For the next half-hour, not much happens, but all the while Moscrip has his gaze trained on the net, looking for a sign of success. Then, all of a sudden, it jolts. “There we go!” exclaims Moscrip, knowing the movement signals the arrival of some salmon. “I’ve been out fishing enough to know how it works, but not enough to lose that excited feeling when the catch comes in,” he tells Webber.

Another 10 minutes of bobbing tranquility pass, the boat seemingly tethered to the ocean itself via its long extending net. Then, suddenly, the net jumps again, but this time it’s not more fish. Moscrip points to a spot where a harbor seal is taking liberties with one of the salmon.

“What can you do?” he asks rhetorically. “The seals need to eat, too.”

Indeed, Moscrip has always had a soft spot for seafood lovers. He became one himself as a little boy when his grandfather would put chocolate eclairs in the middle of the table for anyone who could finish off a bowl of homemade clam chowder. “The kind of chowder my grandfather made was very brothy and clammy, with lots of butter floating on the top, and not very creamy,” Moscrip says. “It was pretty severe, but I loved those eclairs,” he reports. “So I actually developed a taste for the chowder. It was a great trick.”

While Moscrip always loved food, opening up a restaurant (let alone a chowder house) didn’t factor into his thinking until he hit his late 20s. He was working as a stockbroker for Dean Witter in Seattle, a job that required taking lots of clients out to lunch.

“I started becoming a student of restaurants without really knowing I was,” he reports. “I would look at the interiors, the food part. It was all so fascinating to me.”

When Russ Wohlers—an acquaintance whom Moscrip knew as “the guy who married my junior high girlfriend”—approached him about becoming a silent partner and handling the finances for a new restaurant venture in Ballard, he jumped at the chance. The year was 1972, and the restaurant was Ray’s Boathouse.

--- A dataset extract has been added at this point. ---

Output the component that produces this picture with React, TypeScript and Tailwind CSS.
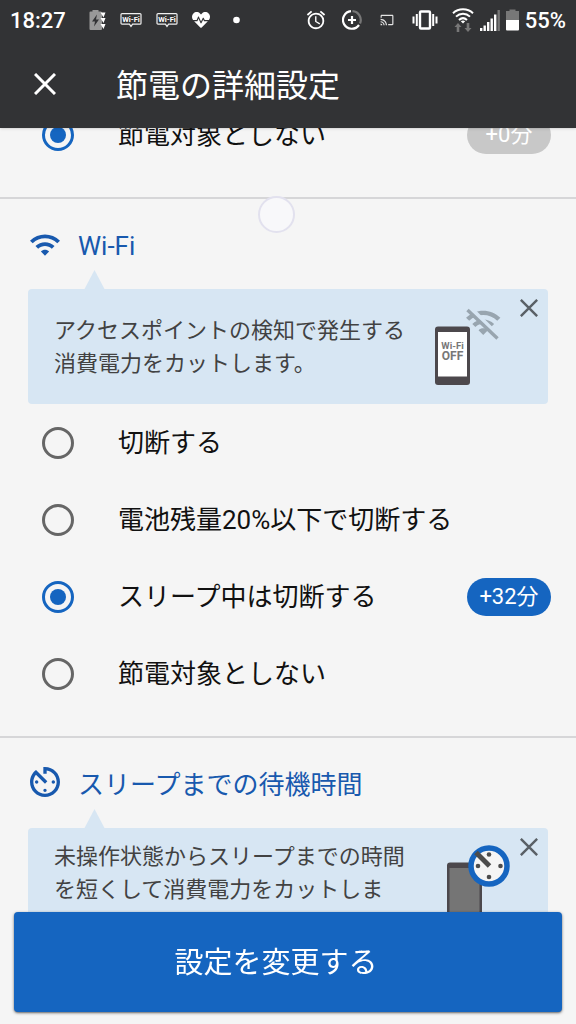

Moscrip and his lawyer, Earl Lasher, joined forces with Wohlers, who left his post as the manager of the Hindquarter Restaurant in Bellevue to turn his culinary dreams into a reality. The resulting restaurant would help set the template for what was to become “Northwest cuisine.”

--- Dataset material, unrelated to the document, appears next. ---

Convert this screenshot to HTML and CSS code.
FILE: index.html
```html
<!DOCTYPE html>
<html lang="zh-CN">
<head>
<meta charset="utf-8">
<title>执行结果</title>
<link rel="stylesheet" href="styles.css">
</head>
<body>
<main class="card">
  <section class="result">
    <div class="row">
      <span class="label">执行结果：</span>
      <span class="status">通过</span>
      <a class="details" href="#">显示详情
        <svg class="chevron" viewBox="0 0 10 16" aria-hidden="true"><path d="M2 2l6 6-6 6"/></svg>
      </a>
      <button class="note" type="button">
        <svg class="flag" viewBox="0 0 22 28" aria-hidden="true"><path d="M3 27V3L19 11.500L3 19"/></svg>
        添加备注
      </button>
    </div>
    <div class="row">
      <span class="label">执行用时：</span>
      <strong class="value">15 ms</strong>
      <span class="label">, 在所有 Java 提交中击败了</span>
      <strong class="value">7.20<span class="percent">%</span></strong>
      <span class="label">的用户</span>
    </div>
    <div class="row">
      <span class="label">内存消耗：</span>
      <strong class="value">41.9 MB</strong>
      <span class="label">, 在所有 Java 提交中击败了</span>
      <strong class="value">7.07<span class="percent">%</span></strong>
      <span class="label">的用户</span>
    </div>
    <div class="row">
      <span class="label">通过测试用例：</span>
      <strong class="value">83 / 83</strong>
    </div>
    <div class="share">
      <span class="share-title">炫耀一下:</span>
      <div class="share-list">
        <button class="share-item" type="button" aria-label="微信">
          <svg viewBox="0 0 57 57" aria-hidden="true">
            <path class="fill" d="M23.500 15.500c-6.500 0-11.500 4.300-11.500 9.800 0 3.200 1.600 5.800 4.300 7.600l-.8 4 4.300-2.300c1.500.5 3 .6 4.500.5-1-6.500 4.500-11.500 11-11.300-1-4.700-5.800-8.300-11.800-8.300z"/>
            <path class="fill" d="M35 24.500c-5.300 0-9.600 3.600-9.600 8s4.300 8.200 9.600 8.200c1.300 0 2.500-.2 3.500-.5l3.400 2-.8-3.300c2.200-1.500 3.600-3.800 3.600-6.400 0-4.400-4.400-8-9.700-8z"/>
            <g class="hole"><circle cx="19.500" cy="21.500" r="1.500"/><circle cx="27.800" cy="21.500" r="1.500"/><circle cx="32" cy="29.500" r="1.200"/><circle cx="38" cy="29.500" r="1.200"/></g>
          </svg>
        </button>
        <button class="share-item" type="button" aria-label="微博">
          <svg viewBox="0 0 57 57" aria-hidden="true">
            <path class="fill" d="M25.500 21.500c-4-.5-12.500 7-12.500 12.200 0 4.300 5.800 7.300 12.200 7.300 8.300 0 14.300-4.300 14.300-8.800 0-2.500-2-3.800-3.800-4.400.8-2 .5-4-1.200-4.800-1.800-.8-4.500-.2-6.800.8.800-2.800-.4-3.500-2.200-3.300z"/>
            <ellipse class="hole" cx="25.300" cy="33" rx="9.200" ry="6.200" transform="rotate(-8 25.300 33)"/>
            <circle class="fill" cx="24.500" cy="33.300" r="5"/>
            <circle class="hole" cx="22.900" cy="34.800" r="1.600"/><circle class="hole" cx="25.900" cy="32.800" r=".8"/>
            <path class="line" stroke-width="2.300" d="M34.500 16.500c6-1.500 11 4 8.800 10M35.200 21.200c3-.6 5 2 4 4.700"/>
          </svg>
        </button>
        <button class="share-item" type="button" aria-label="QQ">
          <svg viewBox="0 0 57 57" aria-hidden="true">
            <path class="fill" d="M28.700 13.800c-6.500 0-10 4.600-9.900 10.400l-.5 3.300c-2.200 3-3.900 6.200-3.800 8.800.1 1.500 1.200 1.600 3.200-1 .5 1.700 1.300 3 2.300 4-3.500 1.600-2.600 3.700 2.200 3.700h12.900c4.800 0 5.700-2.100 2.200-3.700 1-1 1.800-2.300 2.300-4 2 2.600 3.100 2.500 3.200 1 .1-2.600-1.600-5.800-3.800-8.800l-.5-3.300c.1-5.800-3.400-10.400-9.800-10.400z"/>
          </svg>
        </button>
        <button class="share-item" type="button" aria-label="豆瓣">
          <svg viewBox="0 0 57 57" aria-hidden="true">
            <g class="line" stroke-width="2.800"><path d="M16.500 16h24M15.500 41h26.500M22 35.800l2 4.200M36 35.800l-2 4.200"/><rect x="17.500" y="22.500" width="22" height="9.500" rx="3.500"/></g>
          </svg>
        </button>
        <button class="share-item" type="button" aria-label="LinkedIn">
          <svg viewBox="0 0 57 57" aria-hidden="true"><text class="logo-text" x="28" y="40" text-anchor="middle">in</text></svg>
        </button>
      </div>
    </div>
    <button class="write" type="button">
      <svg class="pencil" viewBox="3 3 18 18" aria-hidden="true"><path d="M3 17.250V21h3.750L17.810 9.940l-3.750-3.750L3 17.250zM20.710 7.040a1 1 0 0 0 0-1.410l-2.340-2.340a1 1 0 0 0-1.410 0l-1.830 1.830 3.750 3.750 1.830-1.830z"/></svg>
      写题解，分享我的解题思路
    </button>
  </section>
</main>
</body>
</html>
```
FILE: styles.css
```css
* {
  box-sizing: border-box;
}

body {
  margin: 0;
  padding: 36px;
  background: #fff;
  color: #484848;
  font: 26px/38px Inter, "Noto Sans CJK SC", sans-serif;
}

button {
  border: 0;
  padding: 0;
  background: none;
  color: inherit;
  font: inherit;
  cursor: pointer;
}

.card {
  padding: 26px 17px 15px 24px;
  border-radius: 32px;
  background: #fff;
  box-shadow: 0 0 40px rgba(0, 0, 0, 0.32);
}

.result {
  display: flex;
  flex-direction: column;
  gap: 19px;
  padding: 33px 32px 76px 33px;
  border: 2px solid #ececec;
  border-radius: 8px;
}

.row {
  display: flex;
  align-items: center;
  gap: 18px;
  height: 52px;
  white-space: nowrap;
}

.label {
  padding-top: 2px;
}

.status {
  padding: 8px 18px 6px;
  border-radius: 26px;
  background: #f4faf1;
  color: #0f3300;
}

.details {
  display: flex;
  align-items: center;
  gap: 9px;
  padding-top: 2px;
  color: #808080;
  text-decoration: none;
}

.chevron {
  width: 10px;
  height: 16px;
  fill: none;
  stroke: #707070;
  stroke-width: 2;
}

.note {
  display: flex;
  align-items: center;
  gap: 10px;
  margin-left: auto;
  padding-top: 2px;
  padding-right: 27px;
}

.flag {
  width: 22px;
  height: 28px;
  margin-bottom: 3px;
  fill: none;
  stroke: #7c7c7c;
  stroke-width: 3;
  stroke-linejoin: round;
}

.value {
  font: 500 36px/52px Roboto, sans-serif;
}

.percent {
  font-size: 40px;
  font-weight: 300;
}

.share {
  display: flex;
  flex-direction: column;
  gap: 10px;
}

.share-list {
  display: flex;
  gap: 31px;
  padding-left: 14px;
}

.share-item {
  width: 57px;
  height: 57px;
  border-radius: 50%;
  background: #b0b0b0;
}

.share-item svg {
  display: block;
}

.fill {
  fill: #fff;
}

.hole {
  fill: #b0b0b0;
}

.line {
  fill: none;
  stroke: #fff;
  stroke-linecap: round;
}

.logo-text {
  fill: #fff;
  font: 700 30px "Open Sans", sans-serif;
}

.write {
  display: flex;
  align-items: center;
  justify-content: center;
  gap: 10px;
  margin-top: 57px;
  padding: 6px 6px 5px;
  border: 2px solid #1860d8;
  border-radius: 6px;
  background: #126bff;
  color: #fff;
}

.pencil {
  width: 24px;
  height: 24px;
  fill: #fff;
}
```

But not before it almost went belly up during its first six months. “It was a disaster,” Moscrip says. “We had this incredible property, but we were losing our shirts.”

“I was working as a stockbroker from 6 to 2, and then I would get in my car and go over to Ray’s, do all the financial stuff, get the money in the bank, host, wait tables and bartend,” says Moscrip, who by that time was married with a young daughter. Like any good workaholic, Moscrip reacted by pouring even more of himself into work. When things started going south with the chef and kitchen staff, he even took over the cooking. “It was just killing me. I was sleeping four hours a night, and the whole thing was taking a toll on my marriage.”

The persistence paid off. In the spring of 1974, Ray’s Boathouse became one of the hottest restaurants in Seattle. But Moscrip, always the “student of restaurants,” soon got antsy and started coming up with ideas for how he would do things differently. Two years in, he sold his share in Ray’s and put the proceeds into opening the first Duke’s on Queen Anne in 1977.

Some of his new ideas at the time—a wide-ranging menu of lovingly prepared comfort foods, cigar boxes instead of a cash register, varietal wines by the glass, premium liquor in well drinks—may not seem so novel now, but were a breath of fresh air in Seattle’s oh-so-stale restaurant scene of the day. The proximity to KeyArena, home to the popular SuperSonics and many a rock concert, also helped fill the place, and Moscrip was riding high.

Of course, back then, the restaurant business was a much different beast than today’s. Customers didn’t care where their salmon came from, let alone whether it was farm-raised or wild.

“In the early days, we didn’t know what we were buying,” Moscrip reports. “It could have been sockeye, coho, king, or it might have been chum. We just weren’t aware of the different species. We even bought farmed salmon because we didn’t know any better. Nobody did.”

But getting lesser-quality fish off the back of the distributor’s truck in Seattle was the trigger that made him first contemplate going directly to the producers. “It goes back a long way when I first started to realize that the salmon that was being offered by our distributors wasn’t always exactly what we should be serving,” Moscrip says. “Some of it wasn’t iced properly and would taste funny and spoil prematurely.

“It was this gradual education that I kept getting, based on what we were experiencing with the taste of the fish,” he adds. “You can’t really get the information from the distributors and the processors, as they’re not there to educate you. You’re so distant from the fishermen you don’t really have any idea what’s really going on. And there’s no way to find out unless you go. So I’m up here every year.”

Back on the boat, Webber says it’s time to see how many salmon that seal left behind. He trips the switch, and the winch starts rolling. Before long, the net brings in a silver flash, and Moscrip muscles Webber aside to reach in and disentangle the fish, a beaut of a coho stretching 25 inches from head to tail. He holds it up and gives it a kiss on the nose, long a delta tradition to welcome the first catch of the day. Five more cohos follow. Webber takes over and severs the gills to put the fish out of their misery and slides them into the refrigerated seawater hold.
While six fish in an afternoon is no great score, Moscrip couldn’t be happier about this trip north. For him, spending time with producers who care about the quality of their product and sustainability of their resources—whether they are in Washington state, Alaska or China—is the real thrill. The next day, these fish will join Moscrip on a flight back home—Alaska Airlines walls off the first-class sections of the 737s it runs between Cordova and Seattle to transport the big black fish crates—some destined for a dinner plate at Duke’s Chowder House.